• TASK DIRECTIONS: Reproduce the listing below without changes, except that pictures are left out.

begin

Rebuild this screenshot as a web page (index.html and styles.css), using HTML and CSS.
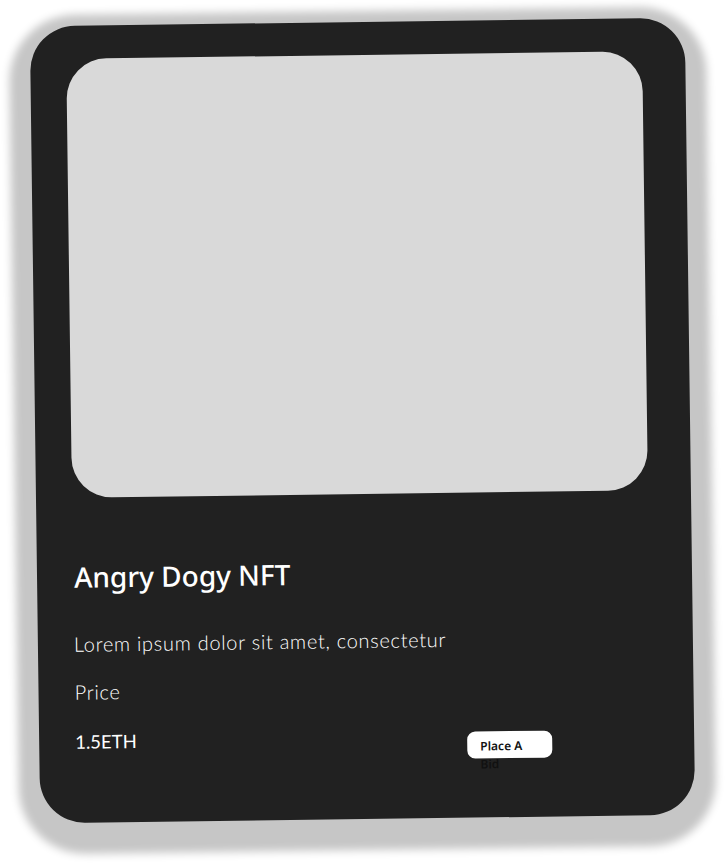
FILE: index.html
```html
<!DOCTYPE html>
<html lang="en">
<head>
<meta charset="utf-8">
<title>Angry Dogy NFT</title>
<link rel="stylesheet" href="styles.css">
</head>
<body>
  <div class="card">
    <div class="card-image"></div>
    <h2 class="card-title">Angry Dogy NFT</h2>
    <p class="card-desc">Lorem ipsum dolor sit amet, consectetur</p>
    <p class="card-label">Price</p>
    <div class="card-row">
      <span class="card-price">1.5ETH</span>
      <button class="bid-btn">Place A Bid</button>
    </div>
  </div>
</body>
</html>
```

FILE: styles.css
```css
html, body {
  margin: 0;
  padding: 0;
  background: #ffffff;
}

body {
  padding: 22px 0 0 35px;
  height: 865px;
  box-sizing: border-box;
  overflow: hidden;
}

.card {
  width: 655px;
  height: 797px;
  box-sizing: border-box;
  padding: 33px 43px 0 36px;
  background: #212121;
  border-radius: 45px;
  box-shadow: 0 10px 8px 21px #c6c6c6;
  transform: rotate(-0.75deg);
  display: flex;
  flex-direction: column;
}

.card-image {
  width: 576px;
  height: 439px;
  background: #d9d9d9;
  border-radius: 40px;
  flex: none;
}

.card-title {
  margin: 62px 0 0 1px;
  font-family: "Noto Sans", "Open Sans", sans-serif;
  font-weight: 500;
  font-size: 28px;
  line-height: 34px;
  color: #ffffff;
}

.card-desc {
  margin: 38px 0 0;
  font-family: Lato, "Noto Sans", sans-serif;
  font-weight: 300;
  font-size: 20px;
  line-height: 24px;
  letter-spacing: 0.7px;
  color: #ffffff;
}

.card-label {
  margin: 24px 0 0;
  font-family: Lato, "Noto Sans", sans-serif;
  font-weight: 300;
  font-size: 20px;
  line-height: 24px;
  letter-spacing: 0.7px;
  color: #ffffff;
}

.card-row {
  margin-top: 26px;
  display: grid;
  grid-template-columns: 392px 85px;
  align-items: start;
}

.card-price {
  font-family: Lato, "Noto Sans", sans-serif;
  font-weight: 400;
  font-size: 18.5px;
  line-height: 24px;
  color: #ffffff;
}

.bid-btn {
  margin-top: 7px;
  width: 85px;
  height: 27px;
  box-sizing: border-box;
  padding: 6px 13px 0;
  border: none;
  border-radius: 8px;
  background: #ffffff;
  color: #111111;
  font-family: "Noto Sans", sans-serif;
  font-weight: 600;
  font-size: 12px;
  line-height: 18px;
  text-align: left;
  display: block;
  overflow: visible;
  white-space: normal;
}
```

end

• OUTPUT OF THE EXERCISE:
Rebuild this screenshot as a web page (index.html and styles.css), using HTML and CSS.
FILE: index.html
```html
<!DOCTYPE html>
<html lang="en">
<head>
<meta charset="utf-8">
<title>Angry Dogy NFT</title>
<link rel="stylesheet" href="styles.css">
</head>
<body>
  <div class="card">
    <div class="card-image"></div>
    <h2 class="card-title">Angry Dogy NFT</h2>
    <p class="card-desc">Lorem ipsum dolor sit amet, consectetur</p>
    <p class="card-label">Price</p>
    <div class="card-row">
      <span class="card-price">1.5ETH</span>
      <button class="bid-btn">Place A Bid</button>
    </div>
  </div>
</body>
</html>
```

FILE: styles.css
```css
html, body {
  margin: 0;
  padding: 0;
  background: #ffffff;
}

body {
  padding: 22px 0 0 35px;
  height: 865px;
  box-sizing: border-box;
  overflow: hidden;
}

.card {
  width: 655px;
  height: 797px;
  box-sizing: border-box;
  padding: 33px 43px 0 36px;
  background: #212121;
  border-radius: 45px;
  box-shadow: 0 10px 8px 21px #c6c6c6;
  transform: rotate(-0.75deg);
  display: flex;
  flex-direction: column;
}

.card-image {
  width: 576px;
  height: 439px;
  background: #d9d9d9;
  border-radius: 40px;
  flex: none;
}

.card-title {
  margin: 62px 0 0 1px;
  font-family: "Noto Sans", "Open Sans", sans-serif;
  font-weight: 500;
  font-size: 28px;
  line-height: 34px;
  color: #ffffff;
}

.card-desc {
  margin: 38px 0 0;
  font-family: Lato, "Noto Sans", sans-serif;
  font-weight: 300;
  font-size: 20px;
  line-height: 24px;
  letter-spacing: 0.7px;
  color: #ffffff;
}

.card-label {
  margin: 24px 0 0;
  font-family: Lato, "Noto Sans", sans-serif;
  font-weight: 300;
  font-size: 20px;
  line-height: 24px;
  letter-spacing: 0.7px;
  color: #ffffff;
}

.card-row {
  margin-top: 26px;
  display: grid;
  grid-template-columns: 392px 85px;
  align-items: start;
}

.card-price {
  font-family: Lato, "Noto Sans", sans-serif;
  font-weight: 400;
  font-size: 18.5px;
  line-height: 24px;
  color: #ffffff;
}

.bid-btn {
  margin-top: 7px;
  width: 85px;
  height: 27px;
  box-sizing: border-box;
  padding: 6px 13px 0;
  border: none;
  border-radius: 8px;
  background: #ffffff;
  color: #111111;
  font-family: "Noto Sans", sans-serif;
  font-weight: 600;
  font-size: 12px;
  line-height: 18px;
  text-align: left;
  display: block;
  overflow: visible;
  white-space: normal;
}
```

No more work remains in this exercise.